C’est avant tout un moment de sociabilité chaleureuse dont on a besoin dans la société en général. Ce sont des ateliers de travail pendant une semaine. On y propose de la réflexion professionnelle sur des sujets divers, mais toujours en lien avec l’éthique du métier. Un groupe interne est chargé de toute l’organisation : lieu, intendance, ateliers, choix des intervenant·es, animations, tout cela bénévolement. On lance les inscriptions au début du printemps. On a des ateliers dits «thèmes» plutôt réflexifs. On a aussi des ateliers « activités » plus récréatifs mais avec en toile de fond l’idée d’exploiter pédagogiquement pour les élèves. L’idée est de se mettre dans la peau d’un·e élève qui découvre une activité qu’il ou elle ne connaissait pas. Le nombre de participants varie entre 60 et 100 (y compris une vingtaine enfants des participants entre 5 et 15 ans) d’une année sur l’autre.
Comment tu vois les CRAP dans 10 , 20, 30 ans ?

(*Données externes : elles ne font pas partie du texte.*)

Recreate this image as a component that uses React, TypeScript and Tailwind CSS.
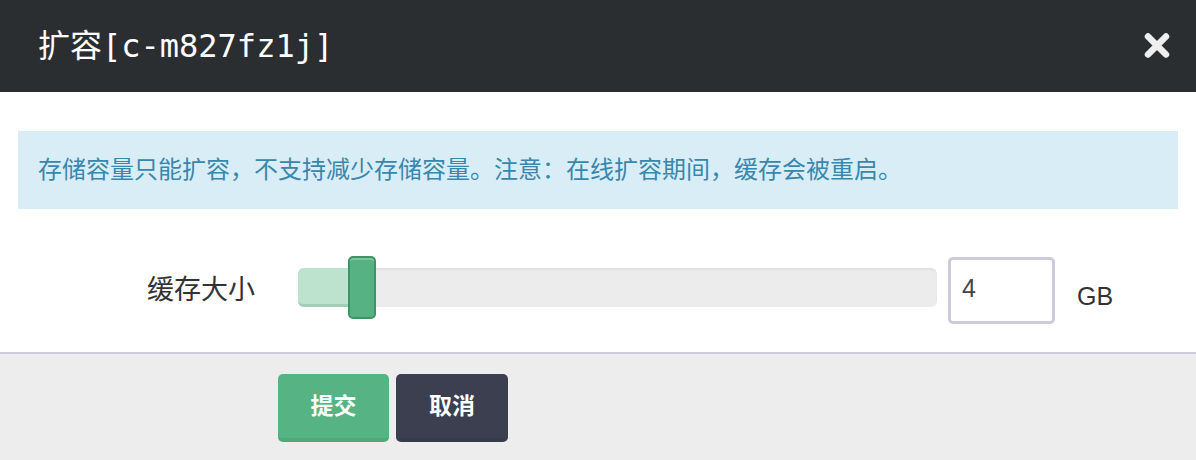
import React from 'react';

const SANS = { fontFamily: '"Liberation Sans", "Noto Sans CJK SC", sans-serif' };
const MONO = { fontFamily: '"DejaVu Sans Mono", "Noto Sans CJK SC", monospace' };

export default function App() {
  return (
    <div className="w-[1196px] h-[460px] bg-white flex flex-col" style={SANS}>
      <div className="h-[92px] bg-[#2b2e30] flex items-center justify-between pl-[38px] pr-[26px] shrink-0">
        <h2 className="text-[32px] text-white leading-none" style={MONO}>
          扩容[c-m827fz1j]
        </h2>
        <svg width="26" height="27" viewBox="0 0 26 27" className="mb-[2px]">
          <path d="M4 4.5 L22 22.5 M22 4.5 L4 22.5" stroke="#efefef" strokeWidth="6.5" strokeLinecap="round" />
        </svg>
      </div>

      <div className="flex-1 flex flex-col px-[18px] pt-[39px]">
        <div className="h-[78px] bg-[#d9edf7] text-[#3a87ad] text-[24px] pl-[20px] flex items-center">
          存储容量只能扩容，不支持减少存储容量。注意：在线扩容期间，缓存会被重启。
        </div>

        <div className="flex items-center mt-[47px] h-[69px]">
          <label className="w-[262px] text-right pr-[25px] text-[27px] text-[#333]">缓存大小</label>
          <div className="relative w-[639px] h-[39px] ml-[18px] mb-[6px] rounded-[6px] bg-[#ececec] shadow-[inset_0_2px_2px_rgba(0,0,0,0.05)]">
            <div className="absolute left-0 top-0 h-full w-[60px] rounded-l-[6px] bg-[#bde3cf] border-b-[3px] border-[#a3cdb6]" />
            <div className="absolute left-[50px] top-[-12px] w-[28px] h-[63px] rounded-[5px] bg-[#56b283] border-2 border-[#3f9466] shadow-[inset_0_2px_0_rgba(255,255,255,0.25)]" />
          </div>
          <div className="ml-[11px] w-[107px] h-[67px] border-[3px] border-[#cccbdb] rounded-[5px] flex items-center pl-[11px] pb-[4px] text-[25px] text-[#444]">
            4
          </div>
          <span className="ml-[22px] mt-[12px] text-[25px] text-[#333]">GB</span>
        </div>
      </div>

      <div className="h-[108px] shrink-0 border-t-2 border-[#cdcadb] bg-[#ededed] pl-[278px] pt-[20px] flex gap-[7px]">
        <button className="w-[111px] h-[68px] rounded-[5px] bg-[#56b383] border-b-[4px] border-[#4ea878] text-white font-bold text-[23px]">
          提交
        </button>
        <button className="w-[112px] h-[68px] rounded-[5px] bg-[#3c3f4f] border-b-[4px] border-[#383b4a] text-white font-bold text-[23px]">
          取消
        </button>
      </div>
    </div>
  );
}
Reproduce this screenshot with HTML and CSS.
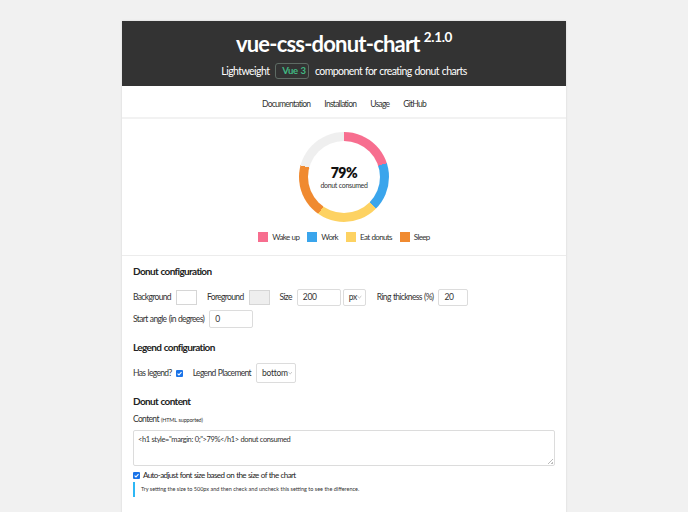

D’abord, j’espère que l’on existera toujours. Le CRAP a toujours traversé des crises existentielles. Par le passé on s’en est toujours sorti donc faisons le pari que ce sera aussi le cas si cela arrive. La revue continuera-t-elle d’exister sous forme papier ? L’avenir le dira. Pour le moment, oui, car beaucoup de gens sont encore attachés au papier. Je pense que la dimension « collectif associatif » du CRAP perdurera même si on constate une certaine désaffection dans la société pour cette forme d’engagement. Pour moi, les personnels vont y revenir car le besoin est de plus en plus prégnant. Trouver des collectifs soutenant est très important. C’est d’ailleurs là la force du CRAP : faire collectif pour porter, aider et aller toujours plus loin.